REPUBLIKA.CO.ID, JAKARTA - Pencabutan izin sebanyak 15 perusahaan perikanan yang tergabung dalam empat grup perusahaan besar di Tanah Air seharusnya hanya menjadi langkah awal penataan sektor perikanan. Sehingga pencabutan ini bukan menjadi tujuan utama Kementerian Kelautan dan Perikanan.
"Pencabutan izin 15 perusahaan perikanan menjadi langkah awal yang bisa dilakukan oleh KKP," kata Sekretaris Jenderal Koalisi Rakyat untuk Keadilan Perikanan (Kiara) Abdul Halim kepada Antara di Jakarta, Senin.
Menurut Abdul Halim, KKP harus segera melakukan upaya lanjutan. Upaya tersebut seperti melakukan penuntutan atas dugaan kejahatan perikanan yang telah dilakukan oleh perusahaan-perusahaan perikanan tersebut.
Hal itu, ujar dia, karena perusahaan tersebut tidak hanya merugikan negara dari sisi pemasukan pajak dan Penerimaan Negara Bukan Pajak (PNBP), melainkan juga merugikan pekerjanya. Selain itu, lanjutnya, hal tersebut juga dinilai merugikan masyarakat nelayan yang dinilai terbatasi akses melautnya.
Terkait dengan kekhawatiran pemberhentian banyak tenga kerja, ia menyarankan pemerintah mesti belajar dari ekses dikeluarkannya Peraturan Menteri Kelautan dan Perikanan No. 2 Tahun 2015 terkait pelarangan alat tangkap cantrang. "Ketidakmampuan pemerintah menyiapkan solusi atas ekses tersebut, berakibat pada terlanggarnya hak-hak konstitusional rakyat, seperti hak untuk bekerja dan hak untuk mendapatkan kehidupan yang lebih baik," tuturnya.

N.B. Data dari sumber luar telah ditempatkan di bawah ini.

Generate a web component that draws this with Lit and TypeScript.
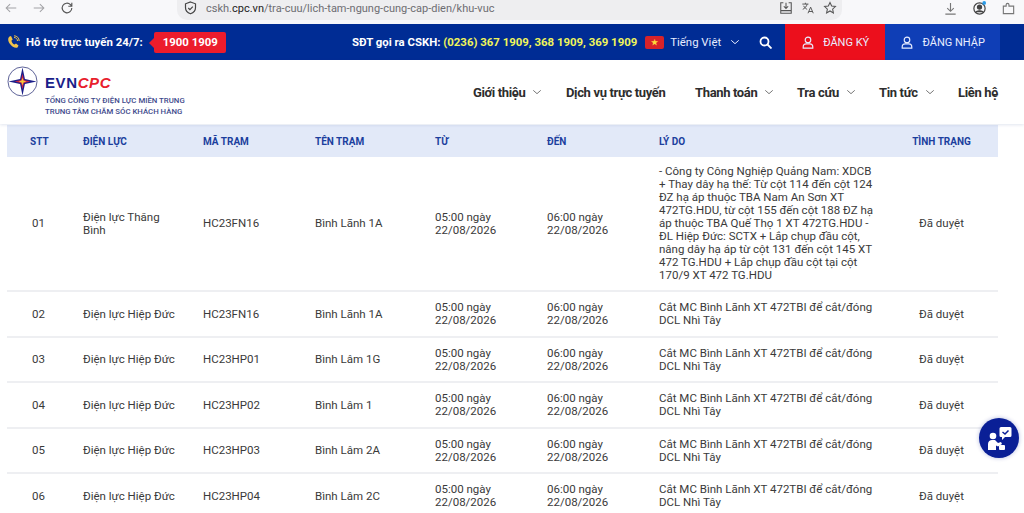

Untuk itu, Sekjen Kiara menegaskan bahwa pemerintah harus memastikan bahwa ke-15 perusahaan perikanan memenuhi hak-hak pekerjanya setelah dikeluarkan pencabutan izin usahanya. Abdul Halim juga menyarankan hal lain yang bisa dilakukan adalah menyalurkan para pekerja kepada perusahaan kelautan dan perikanan atau usaha kreatif lainnya milik negara atau bekerja sama dengan swasta.
Sebelumnya, pemerintah diberitakan bakal mencabut izin 15 perusahaan perikanan yang terindikasi kuat melakukan sejumlah pelanggaran. Pelanggaran itu adalah pemalsuan dokumen (kapal-kapal yang dimiliki pelaku usaha perikanan yang sudah berbendera Indonesia banyak yang teridentifikasi masih terdaftar di negara asal).
Pemalsuan dokumen dinilai memudahkan kapal tersebut mengeksploitasi sumber daya negara sebuah negara. Dengan cara menangkap ikan di negara tersebut namun mendaratkan ikan di pelabuhan negara lainnya.
Sejumlah pelanggaran lainnya yang terindikasi dilanggar, misalnya, "double flagging" (kapal mengibarkan bendera sebuah negara padahal kapal itu tidak terdaftar di negara yang benderanya dikibarkan). Karena itu, KKP akan menindaklanjuti tiap dugaan kejahatan perikanan dan mendorong agar instansi yang berwenang menindaklanjuti kejahatan terkait perikanan tersebut.